Similarly, hotel descriptions (location, amenities, etc.) should be consistent. “Optimizing social pages for consistent citations will support rankings on the search engine results page. We need to treat social media like a search engine,” Jackson said, “because many of them act like search engines. There are many similarities now in how consumers use Facebook and Google.”
Merron said research shows that more than a third of consumers won’t patronize a local business with inconsistent information online—and that includes social media information. Also, if Google is having a hard time because of inconsistencies, a hotel’s site will not rank as well as it could. There are exceptions to the consistency rule, said Jackson, as in the case of platforms like Twitter, where a limit on characters might call for abbreviations.
Where social and search converge
Social search is changing, said Jackson, in a way that converges with traditional search.

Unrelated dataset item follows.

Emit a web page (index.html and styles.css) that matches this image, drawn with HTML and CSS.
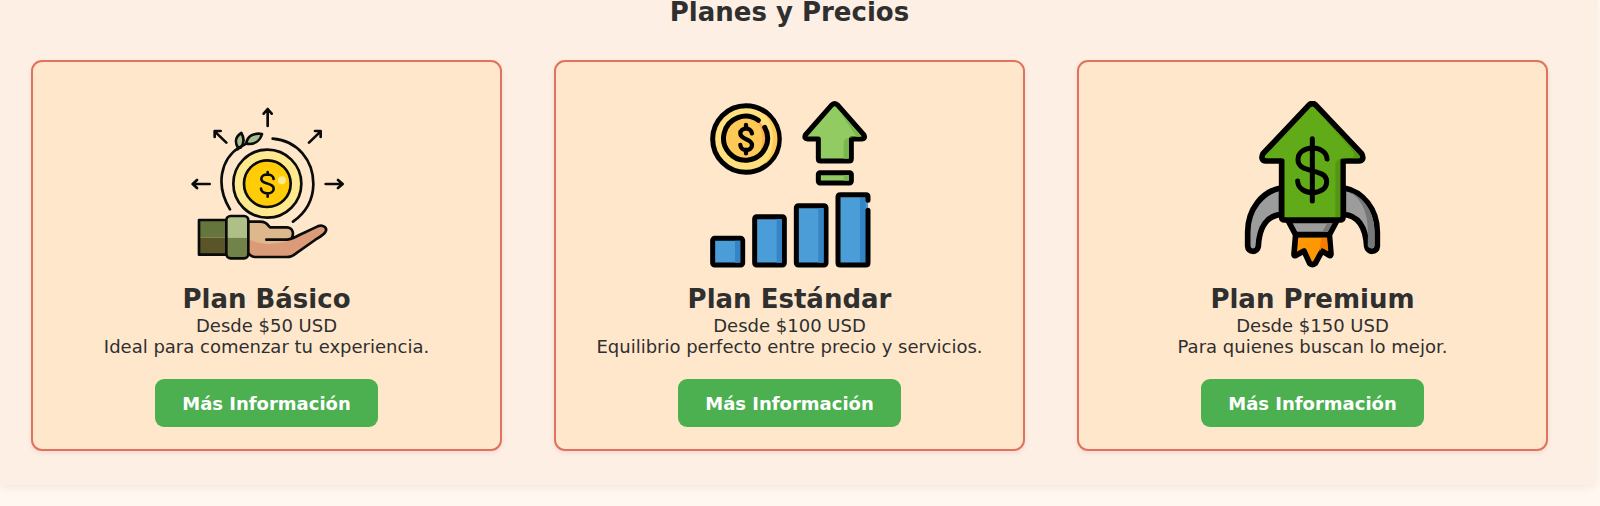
FILE: index.html
```html
<!DOCTYPE html>
<html lang="es">
<head>
<meta charset="utf-8">
<meta name="viewport" content="width=device-width, initial-scale=1">
<title>Planes y Precios</title>
<link rel="stylesheet" href="styles.css">
</head>
<body>
<section class="plans">
  <h2 class="plans-title">Planes y Precios</h2>
  <div class="plans-grid">
    <article class="card">
      <svg class="card-icon" viewBox="-12 17 540 504" fill="none" stroke="#0b0b0b" stroke-width="8" stroke-linecap="round" stroke-linejoin="round" aria-hidden="true">
        <path d="M260 92V42M248 55l12-14 12 14M136 142l-35-34M101 125v-18h18M384 142l35-34M402 107h17v18M86 266H36M48 254l-13 12 13 12M434 266h50M471 254l14 12-14 12"/>
        <path d="M147 342C103 270 118 192 176 155M275 130C350 136 398 196 397 268C396 312 374 352 336 379"/>
        <path fill="#a9bf8c" d="M170 155C160 138 166 122 181 113C191 130 190 144 179 157zM196 145C198 122 218 112 243 116C237 137 220 149 196 145z"/>
        <path d="M170 162C178 154 186 150 196 145"/>
        <circle cx="259" cy="265" r="102" fill="#ffe98f"/>
        <circle cx="259" cy="265" r="70" fill="#ffcc05"/>
        <circle cx="303" cy="255" r="12" fill="#ffe98f" stroke="none"/>
        <path d="M278 251C276 233 241 233 241 251C241 269 278 260 278 280C278 299 241 299 240 280M260 230v8M260 294v10"/>
        <path fill="#65763c" stroke="none" d="M54 373h82v54H54z"/>
        <path fill="#5a5528" stroke="none" d="M54 427h82v51H54z"/>
        <path fill="#dfb78d" stroke="none" d="M202 379H236C254 379 260 386 268 396H318C336 397 340 416 331 430L336 431 410 393C425 386 439 397 434 410C400 430 360 457 326 485H222L202 474z"/>
        <path fill="#dc9b78" stroke="none" d="M202 431C240 451 285 449 330 434L410 398C423 391 437 398 434 410C399 434 363 458 326 485H222L202 474z"/>
        <path d="M136 374H54V478H136M202 379H236C254 379 258 386 267 396H318C336 397 340 416 331 430M256 433H318C334 431 341 427 355 419L410 393C426 386 441 398 433 410C427 420 412 427 402 434L344 475Q332 485 318 485H222Q212 485 202 474"/>
        <path fill="#aec088" stroke="none" d="M136 427V374Q136 362 148 362H190Q202 362 202 374V427z"/>
        <path fill="#718348" stroke="none" d="M136 427H202V477Q202 489 190 489H148Q136 489 136 477z"/>
        <rect x="136" y="362" width="66" height="127" rx="13"/>
      </svg>
      <h3 class="card-title">Plan Básico</h3>
      <p class="card-text">Desde $50 USD</p>
      <p class="card-text">Ideal para comenzar tu experiencia.</p>
      <button class="card-button" type="button">Más Información</button>
    </article>

    <article class="card">
      <svg class="card-icon" viewBox="-3 32 540 504" fill="none" stroke="#000" stroke-width="15" stroke-linecap="round" stroke-linejoin="round" aria-hidden="true">
        <circle cx="135" cy="146" r="100" fill="#ffe07d"/>
        <path stroke="none" fill="#ffc957" d="M190 70A93 93 0 0 1 190 222Q216 192 216 146T190 70z"/>
        <circle cx="135" cy="146" r="66" fill="#ffc957" stroke="none"/>
        <path stroke="none" fill="#ffad4e" d="M165 88A66 66 0 0 1 165 205Q184 177 184 146T165 88z"/>
        <path d="M172 90A66 66 0 1 0 191 111"/>
        <path stroke-width="13" d="M153 129C150 109 118 111 118 129C118 150 153 143 153 164C153 184 119 184 118 164M135 104v11M135 178v11"/>
        <path fill="#91cb61" d="M393 43Q401 37 409 43L489 134Q494 145 483 146H451V205Q451 212 444 212H359Q352 212 352 205V146H320Q308 145 313 134z"/>
        <path stroke="none" fill="#78b94f" d="M412 58L480 139H443V205H428V158Q428 145 441 143L466 138z"/>
        <rect x="352" y="247" width="99" height="31" rx="5" fill="#91cb61"/>
        <path stroke="none" fill="#78b94f" d="M428 254h16v17h-16z"/>
        <g fill="#4b9dd8">
          <rect x="35" y="444" width="90" height="80" rx="6"/>
          <rect x="161" y="379" width="89" height="145" rx="6"/>
          <rect x="286" y="346" width="89" height="178" rx="6"/>
          <path stroke="none" d="M411 314h90v210h-90z"/>
        </g>
        <path stroke="none" fill="#3584c5" d="M102 451h16v66h-16zM227 386h16v131h-16zM352 353h16v164h-16zM477 321h17v196h-17z"/>
        <path d="M501 330V319Q501 313 495 313H418Q411 313 411 320V517Q411 524 418 524H494Q501 524 501 517V360"/>
      </svg>
      <h3 class="card-title">Plan Estándar</h3>
      <p class="card-text">Desde $100 USD</p>
      <p class="card-text">Equilibrio perfecto entre precio y servicios.</p>
      <button class="card-button" type="button">Más Información</button>
    </article>

    <article class="card">
      <svg class="card-icon" viewBox="-7 32 540 504" fill="none" stroke="#000" stroke-width="17" stroke-linecap="round" stroke-linejoin="round" aria-hidden="true">
        <path fill="#9c9c9c" d="M169 292C110 303 67 357 67 425V467C68 488 96 488 99 468C102 410 125 375 169 372zM354 292C413 303 456 357 456 425V467C455 488 427 488 424 468C421 410 398 375 354 372z"/>
        <path stroke="none" fill="#777" d="M375 306C422 337 432 390 427 466C432 479 449 475 448 463V425C448 366 416 322 375 306z"/>
        <path fill="#ff9800" d="M211 432H312L317 491Q316 500 308 493L290 482L270 519Q261 526 253 519L236 482L215 493Q206 500 206 491z"/>
        <path stroke="none" fill="#f57c00" d="M288 440h17l4 42-19-10-8 12z"/>
        <path fill="#9c9c9c" d="M188 390H335L315 428Q312 433 305 433H218Q211 433 208 428z"/>
        <path stroke="none" fill="#777" d="M306 399h16l-15 26h-17z"/>
        <path fill="#61ab18" d="M252 43Q261 36 270 43L409 190Q419 211 400 212H353V380Q353 389 344 389H178Q169 389 169 380V212H122Q104 210 113 190z"/>
        <path stroke="none" fill="#559714" d="M276 61L404 198Q403 204 398 204H345V380H330V224Q330 212 342 206L374 204Q394 200 384 184z"/>
        <path stroke-width="15" d="M261 145V332M305 206C303 162 218 162 218 208C218 252 304 231 304 274C304 318 218 318 217 272"/>
      </svg>
      <h3 class="card-title">Plan Premium</h3>
      <p class="card-text">Desde $150 USD</p>
      <p class="card-text">Para quienes buscan lo mejor.</p>
      <button class="card-button" type="button">Más Información</button>
    </article>
  </div>
</section>
</body>
</html>
```
FILE: styles.css
```css
* {
  box-sizing: border-box;
}

body {
  margin: 0;
  background: #fff7f0;
  color: #2f2f2f;
  font-family: Verdana, "DejaVu Sans", sans-serif;
  font-size: 18px;
  line-height: 21px;
}

h2,
h3,
p {
  margin: 0;
}

.plans {
  display: flow-root;
  margin: 0 3px 21px 0;
  padding: 0 49px 34px 31px;
  background: #feefe4;
  border-radius: 0 0 10px 0;
  box-shadow: 0 4px 8px rgba(0, 0, 0, 0.05);
}

.plans-title {
  margin: -4px 0 32px;
  font-size: 26px;
  line-height: 32px;
  text-align: center;
}

.plans-grid {
  display: grid;
  grid-template-columns: repeat(3, 1fr);
  gap: 52px;
}

.card {
  display: flex;
  flex-direction: column;
  align-items: center;
  padding: 39px 22px 22px;
  text-align: center;
  background: #ffe7cc;
  border: 2px solid #e2725b;
  border-radius: 11px;
  box-shadow: 0 2px 5px rgba(0, 0, 0, 0.08);
}

.card-icon {
  width: 180px;
  height: 168px;
  margin-bottom: 15px;
}

.card-title {
  font-size: 26px;
  line-height: 31px;
}

.card-button {
  margin-top: 22px;
  padding: 0 27px;
  height: 48px;
  border: 0;
  border-radius: 9px;
  background: #4caf50;
  color: #fff;
  font: inherit;
  font-weight: bold;
  cursor: pointer;
}
```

“In the past, social search might have involved searching names of friends, a business or celebrity. Today, you might search a trending topic or something as vague as ‘that picture I took in that one place that one time,’” she said.

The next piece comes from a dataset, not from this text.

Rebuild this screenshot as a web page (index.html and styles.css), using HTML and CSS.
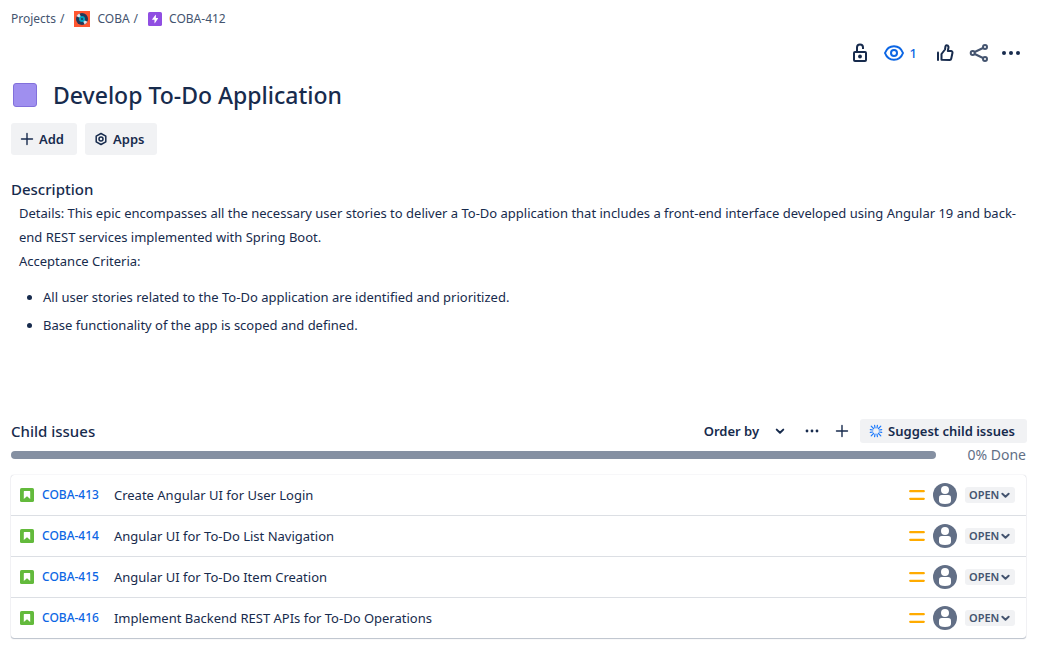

“We have to rethink what people are searching for and how they are searching for it,” Jackson said. “For instance, local is now key. A Facebook search might be: ‘where did my friends eat when they were in New York City?’ That search might turn up reviews, prices and addresses. Think about how easy that makes it. You can make a decision quickly because the social platform optimizes your search and you get input from people you trust.”
It’s important to keep in mind also that social media platforms are all different. Jackson said Pinterest is “search heaven “for hotels. If Google is where people start to look for a place to stay, she said, “Pinterest offers instant gratification in the form of a ton of authentic content. If you ask Pinterest where to stay in New York, you are given suggested filters like ‘luxury.’ Somebody may have already compiled a Pinterest board (affiliated images and information) and you could click on that, and if it’s someone you know or trust it could be really helpful.”
In summary, the speakers offered these best practices:
- Use targeted keywords in social content;
- identify relevant hashtags;
- select key pages to post on social;
- keep content consistent; and
- measure results.
And the outlook continues to change. Jackson said there has recently been discussion about people using emojis (a small image of an emotion, object or symbol) in their metasearch. She said that while there is not yet much search activity, emojis are being indexed by search engines, and it is possible they might become a factor in search in the future.